Carlos Andrade is working on a professional master’s degree in industrial engineering to help his home country prosper.

Carlos Andrade

Popayán is a city of some 318,000 people in the department of Cauca, situated between two mountain ranges in west central Colombia.

It is home to the Universidad del Cauca, founded in 1827. Seventeen of its graduates have gone on to become Colombia’s head of state. Carlos Andrade earned his B.S. and M.S. in physics engineering there in 2008 and 2011, respectively.

“I want to return to Colombia to be an agent of change.
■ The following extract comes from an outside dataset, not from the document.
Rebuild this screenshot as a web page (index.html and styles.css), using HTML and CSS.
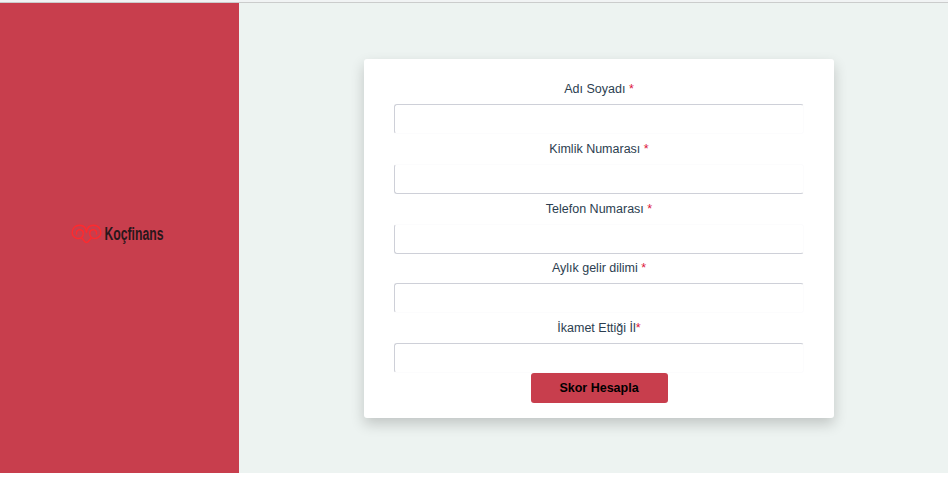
FILE: index.html
```html
<!DOCTYPE html>
<html lang="tr">
<head>
<meta charset="utf-8">
<title>Koçfinans</title>
<link rel="stylesheet" href="styles.css">
</head>
<body>
<div class="topbar"></div>
<div class="page">
  <aside class="side">
    <svg class="logo" width="96" height="28" viewBox="0 0 96 28" role="img" aria-label="Koçfinans">
      <g fill="none" stroke="#ff2a2e" stroke-width="1.4" stroke-linecap="round">
        <path d="M6.500 14C6 11 8 9.300 10.500 9.700C14 10.300 14.200 15 11.500 17.500C8 20 2.200 17.500 2.200 12.500C2.200 8 5.500 5.300 9.500 5.300C13.500 5.300 16 8 16.500 12"/>
        <path d="M26.500 14C27 11 25 9.300 22.500 9.700C19 10.300 18.800 15 21.500 17.500C25 20 30.800 17.500 30.800 12.500C30.800 8 27.500 5.300 23.500 5.300C19.500 5.300 17 8 16.500 12"/>
        <path d="M12 18.500C13.500 19 14 22.500 16.500 22.500S19.500 19 21 18.500"/>
      </g>
      <text class="logo-text" x="34.500" y="20" textLength="59" lengthAdjust="spacingAndGlyphs">Koçfinans</text>
    </svg>
  </aside>
  <main class="content">
    <form class="card">
      <label for="name">Adı Soyadı <b>*</b></label>
      <input id="name" class="no-bottom">
      <label for="identity">Kimlik Numarası <b>*</b></label>
      <input id="identity" class="no-top">
      <label for="phone">Telefon Numarası <b>*</b></label>
      <input id="phone" class="no-top tall">
      <label for="income">Aylık gelir dilimi <b>*</b></label>
      <input id="income" class="no-bottom">
      <label for="city">İkamet Ettiği İl<b>*</b></label>
      <input id="city" class="no-bottom">
      <button type="button">Skor Hesapla</button>
    </form>
  </main>
</div>
</body>
</html>
```
FILE: styles.css
```css
* { box-sizing: border-box; }
body {
  margin: 0;
  height: 477px;
  overflow: hidden;
  background: #fff;
  color: #2c3e50;
  font: 12.5px/15px "Liberation Sans", Arial, sans-serif;
}
.topbar {
  height: 3px;
  background: #f1f3f4;
  border-bottom: 1px solid #cbcccc;
}
.page { display: flex; height: 470px; }
.side {
  width: 239px;
  background: #c83e4d;
  display: flex;
  align-items: center;
  justify-content: center;
}
.logo { display: block; margin: 0 4px 8px 0; overflow: visible; }
.logo-text {
  font: bold 17.5px "Liberation Sans", Arial, sans-serif;
  fill: #28171b;
}
.content {
  flex: 1;
  background: #edf3f1;
  padding: 56px 0 0 125px;
}
.card {
  width: 470px;
  height: 359px;
  padding: 15px 30px;
  display: flex;
  flex-direction: column;
  background: #fff;
  border-radius: 3px;
  box-shadow: 0 6px 14px rgba(0, 0, 0, .19);
}
label {
  height: 30px;
  flex: none;
  line-height: 31px;
  text-align: center;
}
label b { font-weight: normal; color: #dc143c; }
input {
  width: 410px;
  height: 29.8px;
  flex: none;
  margin: 0;
  padding: 0 8px;
  background: #fff;
  border: 1px solid #ced0d8;
  border-right-color: #fcfcfd;
  border-radius: 3px;
  outline: 0;
}
.no-bottom { border-bottom-color: #fcfcfd; }
.no-top { border-top-color: #fcfcfd; }
.tall { height: 30.2px; margin-bottom: -0.4px; }
button {
  align-self: center;
  width: 137px;
  height: 30px;
  padding: 0;
  border: 0;
  border-radius: 3px;
  background: #c83e4d;
  color: #000;
  font: bold 12.5px/30px "Liberation Sans", Arial, sans-serif;
}
```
I want to help create an innovation center where young people can learn and grow and help our country prosper,” said Andrade, a Fulbright Scholar working on a professional master’s degree in industrial engineering (MIE) at Rice University.

At age 36, Andrade is already a husband and seasoned academic. He has taught in the biomedical engineering program at the Universidad Antonio Nariño, and since 2012 has worked for his alma mater, first as an assistant professor in educational sciences and then as a full professor in accounting, economics and administrative sciences.

“I teach and do research in the fields of innovation, entrepreneurship, project management and statistics. That’s in both undergraduate and graduate programs,” he said.

Andrade was born in El Cerrito Valle and has lived in many cities and towns in southwestern  Colombia. His father is a veterinarian, his mother an elementary-school teacher. “When I was a boy I destroyed all the electrical devices in the house to figure out how they worked,” he said. “My parents were very understanding.”

While a university student in Colombia, Andrade was chosen for research internships at the Weizmann Institute of Sciences in Israel, the Fraunhofer Institute in Germany and the Optical Research Center of La Plata in Argentina. For nine years beginning in 2011, he worked as a manager and adviser for JPT Consulting and Services, an oil and gas technology development company based in McAllen, Texas.

Last year he went to work as an innovation manager with Codescrum Ltd. in Popayán,  while continuing to teach at the Universidad del Cauca – and study at Rice. He expects to earn his MIE in December 2022 and return to Colombia.

“I want to do something for my region. I came to Rice because I want to learn to make better decisions as a manager, decisions based on data. Rice is a top institution worldwide,” Andrade said. “It’s not well-known yet in Colombia, but I would like to change that. Rice is strongly connected with the industry sector and Houston is an amazing place for innovators.”